- **Work required**
For this exercise, copy out each line of the material below that includes "styles".

[BEGIN]

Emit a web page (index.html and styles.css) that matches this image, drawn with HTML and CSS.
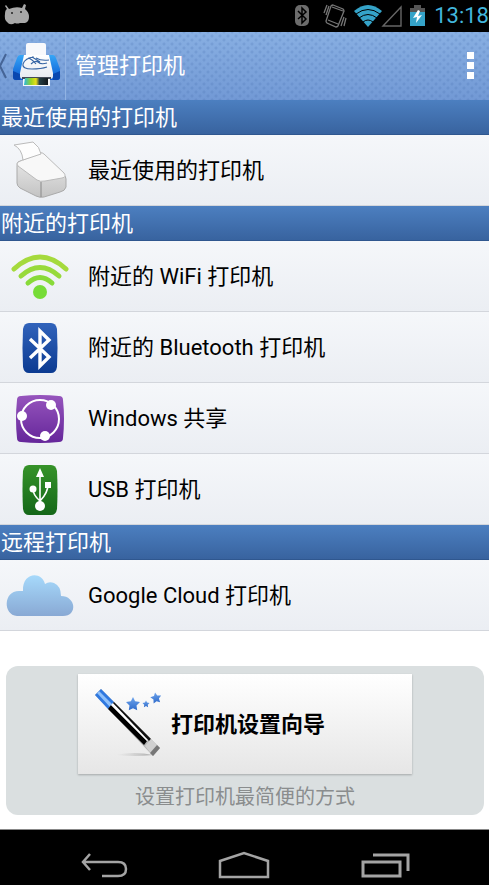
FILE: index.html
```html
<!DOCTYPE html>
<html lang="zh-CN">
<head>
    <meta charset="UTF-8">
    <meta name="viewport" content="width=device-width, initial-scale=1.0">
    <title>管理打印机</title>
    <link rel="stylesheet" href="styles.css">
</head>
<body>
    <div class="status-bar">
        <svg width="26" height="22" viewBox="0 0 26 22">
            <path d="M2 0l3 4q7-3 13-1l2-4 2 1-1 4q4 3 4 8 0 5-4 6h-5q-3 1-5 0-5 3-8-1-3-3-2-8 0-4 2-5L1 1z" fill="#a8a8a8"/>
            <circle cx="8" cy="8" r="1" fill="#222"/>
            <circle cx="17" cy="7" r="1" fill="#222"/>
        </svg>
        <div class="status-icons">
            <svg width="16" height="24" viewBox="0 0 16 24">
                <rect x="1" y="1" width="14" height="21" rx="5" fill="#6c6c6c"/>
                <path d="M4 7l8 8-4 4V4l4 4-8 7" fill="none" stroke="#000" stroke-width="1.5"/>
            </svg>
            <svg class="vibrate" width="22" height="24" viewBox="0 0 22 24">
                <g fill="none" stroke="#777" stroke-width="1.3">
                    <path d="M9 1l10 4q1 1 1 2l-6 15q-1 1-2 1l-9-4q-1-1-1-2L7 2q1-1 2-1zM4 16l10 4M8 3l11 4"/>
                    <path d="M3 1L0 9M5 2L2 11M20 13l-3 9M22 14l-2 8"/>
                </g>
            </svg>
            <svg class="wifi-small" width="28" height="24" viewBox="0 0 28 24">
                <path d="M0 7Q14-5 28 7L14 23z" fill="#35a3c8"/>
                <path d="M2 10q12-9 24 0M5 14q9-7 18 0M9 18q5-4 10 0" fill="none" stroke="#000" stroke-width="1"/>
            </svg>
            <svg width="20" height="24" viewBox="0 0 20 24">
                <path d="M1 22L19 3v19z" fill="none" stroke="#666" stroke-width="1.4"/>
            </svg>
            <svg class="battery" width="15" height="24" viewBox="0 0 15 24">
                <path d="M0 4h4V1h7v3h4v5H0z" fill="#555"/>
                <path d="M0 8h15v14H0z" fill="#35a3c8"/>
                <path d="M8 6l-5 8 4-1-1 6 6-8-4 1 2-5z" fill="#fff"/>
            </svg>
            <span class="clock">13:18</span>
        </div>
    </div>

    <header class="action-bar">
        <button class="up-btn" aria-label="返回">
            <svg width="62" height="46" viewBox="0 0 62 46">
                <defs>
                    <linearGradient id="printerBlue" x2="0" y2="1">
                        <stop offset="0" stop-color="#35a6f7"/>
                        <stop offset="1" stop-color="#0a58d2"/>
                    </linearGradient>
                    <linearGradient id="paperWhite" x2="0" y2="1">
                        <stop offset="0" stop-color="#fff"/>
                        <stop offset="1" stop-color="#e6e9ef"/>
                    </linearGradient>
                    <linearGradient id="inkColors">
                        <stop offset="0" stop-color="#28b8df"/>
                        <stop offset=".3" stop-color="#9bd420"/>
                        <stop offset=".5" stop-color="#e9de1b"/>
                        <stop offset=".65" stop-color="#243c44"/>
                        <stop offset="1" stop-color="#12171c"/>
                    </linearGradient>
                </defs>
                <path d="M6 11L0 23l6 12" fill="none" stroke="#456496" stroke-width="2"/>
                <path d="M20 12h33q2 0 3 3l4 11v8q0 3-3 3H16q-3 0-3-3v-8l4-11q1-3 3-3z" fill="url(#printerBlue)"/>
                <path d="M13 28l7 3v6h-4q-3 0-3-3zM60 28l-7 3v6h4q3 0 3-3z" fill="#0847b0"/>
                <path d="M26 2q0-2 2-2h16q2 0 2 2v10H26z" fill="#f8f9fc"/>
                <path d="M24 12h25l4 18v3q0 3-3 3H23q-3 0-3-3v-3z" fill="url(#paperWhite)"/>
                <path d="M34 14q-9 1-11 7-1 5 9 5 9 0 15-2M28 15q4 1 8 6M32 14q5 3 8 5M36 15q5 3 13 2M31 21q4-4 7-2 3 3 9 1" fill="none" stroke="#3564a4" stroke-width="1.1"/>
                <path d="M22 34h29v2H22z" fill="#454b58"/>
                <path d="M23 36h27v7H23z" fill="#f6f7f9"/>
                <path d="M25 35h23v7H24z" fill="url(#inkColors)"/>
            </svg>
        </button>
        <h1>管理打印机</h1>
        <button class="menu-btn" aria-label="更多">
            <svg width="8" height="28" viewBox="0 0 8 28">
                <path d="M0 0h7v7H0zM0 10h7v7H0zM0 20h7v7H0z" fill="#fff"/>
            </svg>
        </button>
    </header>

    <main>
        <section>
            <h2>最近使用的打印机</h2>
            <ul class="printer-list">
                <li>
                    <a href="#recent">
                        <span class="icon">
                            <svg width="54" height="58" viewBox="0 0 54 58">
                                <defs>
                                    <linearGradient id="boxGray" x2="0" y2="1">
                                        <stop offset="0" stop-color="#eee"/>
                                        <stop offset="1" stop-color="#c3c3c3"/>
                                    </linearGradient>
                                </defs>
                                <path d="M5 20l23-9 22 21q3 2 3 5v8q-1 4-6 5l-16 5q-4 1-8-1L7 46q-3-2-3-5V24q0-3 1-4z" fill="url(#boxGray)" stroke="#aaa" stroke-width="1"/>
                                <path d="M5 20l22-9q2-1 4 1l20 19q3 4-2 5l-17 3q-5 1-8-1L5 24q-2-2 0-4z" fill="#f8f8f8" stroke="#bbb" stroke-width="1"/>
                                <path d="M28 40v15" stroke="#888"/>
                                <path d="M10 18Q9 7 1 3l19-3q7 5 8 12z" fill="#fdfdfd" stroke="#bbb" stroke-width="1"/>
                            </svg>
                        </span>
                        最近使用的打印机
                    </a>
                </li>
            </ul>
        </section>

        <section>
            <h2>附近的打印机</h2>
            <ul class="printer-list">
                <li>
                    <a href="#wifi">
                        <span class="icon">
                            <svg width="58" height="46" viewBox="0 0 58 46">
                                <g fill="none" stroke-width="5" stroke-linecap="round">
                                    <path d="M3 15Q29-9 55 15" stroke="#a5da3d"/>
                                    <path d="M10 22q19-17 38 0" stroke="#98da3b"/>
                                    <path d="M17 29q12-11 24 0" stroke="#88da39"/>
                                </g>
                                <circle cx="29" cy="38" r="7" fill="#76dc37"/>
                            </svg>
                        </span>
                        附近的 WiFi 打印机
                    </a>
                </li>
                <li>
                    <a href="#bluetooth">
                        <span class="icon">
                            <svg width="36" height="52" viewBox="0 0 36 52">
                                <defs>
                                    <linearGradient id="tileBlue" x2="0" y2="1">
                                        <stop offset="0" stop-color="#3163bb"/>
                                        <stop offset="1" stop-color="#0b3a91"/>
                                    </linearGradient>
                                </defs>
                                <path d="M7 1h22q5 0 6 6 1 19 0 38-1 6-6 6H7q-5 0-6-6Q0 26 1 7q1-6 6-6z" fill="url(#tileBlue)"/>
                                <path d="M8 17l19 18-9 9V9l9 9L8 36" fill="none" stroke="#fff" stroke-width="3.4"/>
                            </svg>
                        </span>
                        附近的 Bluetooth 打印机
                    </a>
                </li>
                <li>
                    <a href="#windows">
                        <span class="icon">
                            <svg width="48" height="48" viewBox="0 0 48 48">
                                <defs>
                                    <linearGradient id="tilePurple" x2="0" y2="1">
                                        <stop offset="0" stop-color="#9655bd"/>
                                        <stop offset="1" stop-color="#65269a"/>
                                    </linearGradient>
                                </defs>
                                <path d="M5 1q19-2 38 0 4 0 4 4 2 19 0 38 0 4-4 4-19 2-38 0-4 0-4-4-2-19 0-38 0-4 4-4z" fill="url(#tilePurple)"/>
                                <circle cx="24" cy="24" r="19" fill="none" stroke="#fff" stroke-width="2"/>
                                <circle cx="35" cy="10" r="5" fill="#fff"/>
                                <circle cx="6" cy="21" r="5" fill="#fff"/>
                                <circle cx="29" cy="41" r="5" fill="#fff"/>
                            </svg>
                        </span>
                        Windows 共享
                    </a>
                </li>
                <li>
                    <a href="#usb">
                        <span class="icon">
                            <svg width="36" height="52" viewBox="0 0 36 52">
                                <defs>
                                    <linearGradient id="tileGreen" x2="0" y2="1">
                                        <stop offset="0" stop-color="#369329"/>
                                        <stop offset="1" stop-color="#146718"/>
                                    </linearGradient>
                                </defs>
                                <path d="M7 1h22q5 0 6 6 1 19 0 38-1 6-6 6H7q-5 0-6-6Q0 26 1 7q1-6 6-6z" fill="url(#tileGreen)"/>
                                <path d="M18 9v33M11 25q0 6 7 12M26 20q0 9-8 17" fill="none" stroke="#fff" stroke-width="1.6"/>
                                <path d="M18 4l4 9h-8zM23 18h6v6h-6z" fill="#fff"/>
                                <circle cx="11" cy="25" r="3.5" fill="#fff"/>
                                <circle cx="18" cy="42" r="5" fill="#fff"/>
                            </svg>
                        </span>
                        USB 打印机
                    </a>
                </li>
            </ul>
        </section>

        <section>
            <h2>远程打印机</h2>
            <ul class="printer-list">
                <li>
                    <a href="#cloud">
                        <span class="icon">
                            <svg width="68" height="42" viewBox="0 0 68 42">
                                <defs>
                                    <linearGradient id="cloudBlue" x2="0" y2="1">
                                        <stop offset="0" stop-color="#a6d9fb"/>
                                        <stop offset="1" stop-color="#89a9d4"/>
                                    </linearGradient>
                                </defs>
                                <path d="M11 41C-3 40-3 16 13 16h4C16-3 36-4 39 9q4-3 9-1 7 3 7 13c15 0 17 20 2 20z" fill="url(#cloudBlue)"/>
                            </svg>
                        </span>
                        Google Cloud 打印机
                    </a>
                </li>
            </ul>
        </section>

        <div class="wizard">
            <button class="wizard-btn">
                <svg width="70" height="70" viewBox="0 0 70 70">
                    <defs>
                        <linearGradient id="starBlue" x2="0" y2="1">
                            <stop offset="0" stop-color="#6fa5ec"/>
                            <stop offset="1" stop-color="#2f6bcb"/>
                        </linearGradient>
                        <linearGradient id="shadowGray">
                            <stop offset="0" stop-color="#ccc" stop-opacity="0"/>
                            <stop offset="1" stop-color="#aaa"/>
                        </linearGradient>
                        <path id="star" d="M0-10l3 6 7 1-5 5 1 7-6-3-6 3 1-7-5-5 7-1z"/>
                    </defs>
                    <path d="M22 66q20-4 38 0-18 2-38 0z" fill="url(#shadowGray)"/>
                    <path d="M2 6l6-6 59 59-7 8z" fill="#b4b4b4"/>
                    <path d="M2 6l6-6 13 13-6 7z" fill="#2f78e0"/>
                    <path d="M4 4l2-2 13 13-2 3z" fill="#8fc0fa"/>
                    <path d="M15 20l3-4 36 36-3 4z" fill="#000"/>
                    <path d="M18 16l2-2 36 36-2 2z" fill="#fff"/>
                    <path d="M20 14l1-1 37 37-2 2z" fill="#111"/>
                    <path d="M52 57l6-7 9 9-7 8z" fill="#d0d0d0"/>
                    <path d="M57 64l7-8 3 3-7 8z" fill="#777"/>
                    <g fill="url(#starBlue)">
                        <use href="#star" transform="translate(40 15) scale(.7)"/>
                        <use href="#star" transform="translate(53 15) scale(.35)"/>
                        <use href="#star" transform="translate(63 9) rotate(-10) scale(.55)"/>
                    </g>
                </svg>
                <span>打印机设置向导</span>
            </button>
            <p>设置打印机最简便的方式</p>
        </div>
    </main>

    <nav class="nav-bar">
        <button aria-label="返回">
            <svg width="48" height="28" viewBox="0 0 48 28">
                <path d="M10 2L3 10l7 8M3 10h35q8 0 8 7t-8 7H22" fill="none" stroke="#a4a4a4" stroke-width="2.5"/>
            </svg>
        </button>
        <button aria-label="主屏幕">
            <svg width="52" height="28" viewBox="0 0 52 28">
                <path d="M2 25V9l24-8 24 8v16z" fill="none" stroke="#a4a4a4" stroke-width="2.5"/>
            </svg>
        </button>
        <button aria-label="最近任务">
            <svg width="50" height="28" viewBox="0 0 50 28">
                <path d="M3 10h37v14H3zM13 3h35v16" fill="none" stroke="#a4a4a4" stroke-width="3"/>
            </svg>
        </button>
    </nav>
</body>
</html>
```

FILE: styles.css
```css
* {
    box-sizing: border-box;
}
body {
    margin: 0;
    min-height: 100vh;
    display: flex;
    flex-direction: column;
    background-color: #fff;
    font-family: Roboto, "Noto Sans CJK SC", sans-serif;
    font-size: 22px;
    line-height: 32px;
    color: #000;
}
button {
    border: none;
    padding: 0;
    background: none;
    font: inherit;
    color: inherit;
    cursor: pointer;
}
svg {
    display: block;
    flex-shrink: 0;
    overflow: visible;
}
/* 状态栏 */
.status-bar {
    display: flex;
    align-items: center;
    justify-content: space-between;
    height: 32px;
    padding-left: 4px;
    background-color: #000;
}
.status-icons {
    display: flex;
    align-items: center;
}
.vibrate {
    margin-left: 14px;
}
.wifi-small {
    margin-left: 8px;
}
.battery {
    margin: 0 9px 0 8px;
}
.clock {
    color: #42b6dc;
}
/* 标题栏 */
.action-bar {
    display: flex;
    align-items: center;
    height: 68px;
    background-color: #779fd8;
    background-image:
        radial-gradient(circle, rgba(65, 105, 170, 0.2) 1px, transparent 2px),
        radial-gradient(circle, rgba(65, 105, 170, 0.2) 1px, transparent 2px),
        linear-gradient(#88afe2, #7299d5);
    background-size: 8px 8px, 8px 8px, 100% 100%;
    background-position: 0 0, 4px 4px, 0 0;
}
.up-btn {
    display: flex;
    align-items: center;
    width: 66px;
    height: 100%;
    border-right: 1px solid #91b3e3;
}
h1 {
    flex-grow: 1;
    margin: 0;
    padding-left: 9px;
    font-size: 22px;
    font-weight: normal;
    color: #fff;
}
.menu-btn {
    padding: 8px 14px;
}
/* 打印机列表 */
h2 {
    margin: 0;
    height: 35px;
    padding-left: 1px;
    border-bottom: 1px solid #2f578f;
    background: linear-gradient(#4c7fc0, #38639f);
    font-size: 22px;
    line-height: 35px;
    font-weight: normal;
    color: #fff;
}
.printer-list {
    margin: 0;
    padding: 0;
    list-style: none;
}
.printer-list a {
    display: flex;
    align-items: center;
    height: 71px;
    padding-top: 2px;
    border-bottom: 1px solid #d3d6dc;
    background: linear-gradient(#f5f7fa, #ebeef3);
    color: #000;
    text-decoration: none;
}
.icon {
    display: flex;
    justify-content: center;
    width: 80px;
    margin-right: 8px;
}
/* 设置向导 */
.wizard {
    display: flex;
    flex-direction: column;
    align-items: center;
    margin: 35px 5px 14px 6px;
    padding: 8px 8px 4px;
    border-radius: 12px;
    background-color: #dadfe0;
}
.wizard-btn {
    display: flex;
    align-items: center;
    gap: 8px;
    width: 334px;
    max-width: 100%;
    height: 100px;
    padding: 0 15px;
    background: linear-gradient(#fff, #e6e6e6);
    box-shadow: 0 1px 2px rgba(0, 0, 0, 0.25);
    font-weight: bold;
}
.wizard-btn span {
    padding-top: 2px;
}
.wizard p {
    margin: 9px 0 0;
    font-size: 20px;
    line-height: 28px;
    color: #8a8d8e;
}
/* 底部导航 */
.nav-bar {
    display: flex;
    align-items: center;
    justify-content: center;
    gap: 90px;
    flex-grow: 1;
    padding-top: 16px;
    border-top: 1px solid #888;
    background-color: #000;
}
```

[END]

- **Task response**
Emit a web page (index.html and styles.css) that matches this image, drawn with HTML and CSS.
    <link rel="stylesheet" href="styles.css">
FILE: styles.css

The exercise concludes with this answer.